### Task statement
Identify each line holding the string "this" and copy it.

### Input data
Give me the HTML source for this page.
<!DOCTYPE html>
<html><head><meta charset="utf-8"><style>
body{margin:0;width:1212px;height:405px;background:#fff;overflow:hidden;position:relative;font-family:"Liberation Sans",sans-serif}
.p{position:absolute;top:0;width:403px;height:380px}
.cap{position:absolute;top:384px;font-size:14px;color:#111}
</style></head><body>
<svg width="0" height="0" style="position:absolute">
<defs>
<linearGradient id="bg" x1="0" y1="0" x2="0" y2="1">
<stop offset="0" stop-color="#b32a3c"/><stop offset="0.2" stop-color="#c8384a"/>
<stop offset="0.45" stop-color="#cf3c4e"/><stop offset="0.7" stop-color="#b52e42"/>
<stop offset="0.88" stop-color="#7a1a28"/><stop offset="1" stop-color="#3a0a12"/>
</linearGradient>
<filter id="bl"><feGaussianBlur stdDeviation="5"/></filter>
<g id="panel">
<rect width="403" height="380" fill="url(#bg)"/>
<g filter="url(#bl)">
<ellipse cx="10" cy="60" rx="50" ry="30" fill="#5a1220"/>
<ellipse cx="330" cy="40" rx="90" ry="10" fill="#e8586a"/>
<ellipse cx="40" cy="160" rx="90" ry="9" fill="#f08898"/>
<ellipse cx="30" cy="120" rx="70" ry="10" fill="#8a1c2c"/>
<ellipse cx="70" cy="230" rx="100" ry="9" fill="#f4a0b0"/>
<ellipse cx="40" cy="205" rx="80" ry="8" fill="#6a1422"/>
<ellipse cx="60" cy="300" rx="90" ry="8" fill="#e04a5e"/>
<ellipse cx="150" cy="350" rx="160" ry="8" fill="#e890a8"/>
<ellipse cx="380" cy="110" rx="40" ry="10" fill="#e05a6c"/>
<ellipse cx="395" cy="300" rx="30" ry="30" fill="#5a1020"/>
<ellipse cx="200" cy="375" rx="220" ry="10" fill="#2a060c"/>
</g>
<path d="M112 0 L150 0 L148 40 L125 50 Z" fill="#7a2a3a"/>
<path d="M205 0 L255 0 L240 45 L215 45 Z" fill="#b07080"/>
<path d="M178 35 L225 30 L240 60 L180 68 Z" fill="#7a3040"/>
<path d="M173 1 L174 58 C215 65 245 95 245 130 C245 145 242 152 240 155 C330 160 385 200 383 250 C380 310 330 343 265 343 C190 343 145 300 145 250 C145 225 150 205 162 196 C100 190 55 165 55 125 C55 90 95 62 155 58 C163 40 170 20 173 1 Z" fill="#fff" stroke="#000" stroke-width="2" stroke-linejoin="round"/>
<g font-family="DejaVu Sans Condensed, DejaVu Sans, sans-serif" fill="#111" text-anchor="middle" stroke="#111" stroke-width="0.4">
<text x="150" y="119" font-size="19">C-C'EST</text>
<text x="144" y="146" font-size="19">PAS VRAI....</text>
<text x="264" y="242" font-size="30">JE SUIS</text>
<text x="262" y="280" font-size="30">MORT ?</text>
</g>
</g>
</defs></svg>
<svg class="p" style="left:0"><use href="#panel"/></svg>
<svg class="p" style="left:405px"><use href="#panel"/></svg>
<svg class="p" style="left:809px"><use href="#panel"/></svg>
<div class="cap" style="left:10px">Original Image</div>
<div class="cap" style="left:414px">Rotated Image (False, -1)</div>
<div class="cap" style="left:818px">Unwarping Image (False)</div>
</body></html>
* * *
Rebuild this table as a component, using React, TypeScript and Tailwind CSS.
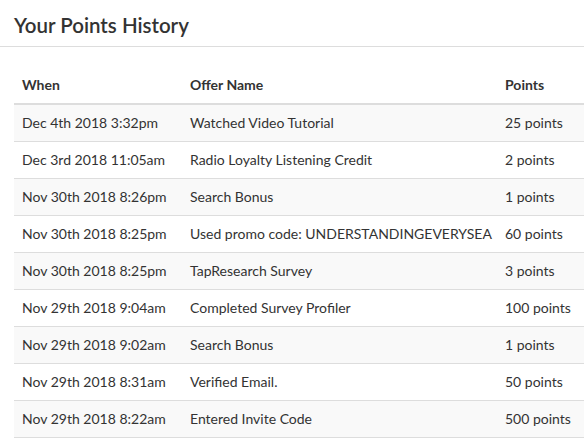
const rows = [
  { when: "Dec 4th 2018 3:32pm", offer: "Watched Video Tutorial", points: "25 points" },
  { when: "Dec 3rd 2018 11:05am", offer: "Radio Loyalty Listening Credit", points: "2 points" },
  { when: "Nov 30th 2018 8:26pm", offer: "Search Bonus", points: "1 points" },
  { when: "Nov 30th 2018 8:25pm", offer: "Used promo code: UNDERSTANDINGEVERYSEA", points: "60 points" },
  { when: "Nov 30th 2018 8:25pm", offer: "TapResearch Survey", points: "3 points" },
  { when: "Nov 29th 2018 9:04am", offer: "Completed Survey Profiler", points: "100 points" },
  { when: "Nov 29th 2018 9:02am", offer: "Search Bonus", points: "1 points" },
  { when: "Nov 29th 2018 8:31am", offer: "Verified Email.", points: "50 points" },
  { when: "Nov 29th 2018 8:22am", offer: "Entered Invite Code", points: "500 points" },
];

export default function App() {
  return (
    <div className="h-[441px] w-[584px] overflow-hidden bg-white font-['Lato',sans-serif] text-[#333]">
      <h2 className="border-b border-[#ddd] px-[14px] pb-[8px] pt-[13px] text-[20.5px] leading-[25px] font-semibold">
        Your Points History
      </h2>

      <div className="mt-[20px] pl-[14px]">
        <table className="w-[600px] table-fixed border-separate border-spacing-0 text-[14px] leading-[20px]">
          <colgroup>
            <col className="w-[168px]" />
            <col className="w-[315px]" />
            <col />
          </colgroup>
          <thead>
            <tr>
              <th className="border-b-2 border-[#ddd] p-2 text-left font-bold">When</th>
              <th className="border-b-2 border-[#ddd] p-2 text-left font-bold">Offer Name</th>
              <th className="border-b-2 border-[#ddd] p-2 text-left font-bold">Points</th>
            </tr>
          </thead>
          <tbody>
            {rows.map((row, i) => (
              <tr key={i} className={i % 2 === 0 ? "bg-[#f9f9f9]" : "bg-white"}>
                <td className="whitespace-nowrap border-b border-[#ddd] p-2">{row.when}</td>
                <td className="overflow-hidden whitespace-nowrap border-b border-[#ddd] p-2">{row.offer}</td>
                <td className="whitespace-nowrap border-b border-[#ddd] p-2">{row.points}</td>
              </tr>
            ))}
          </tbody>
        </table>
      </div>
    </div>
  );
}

### Task output
Give me the HTML source for this page.
Rebuild this table as a component, using React, TypeScript and Tailwind CSS.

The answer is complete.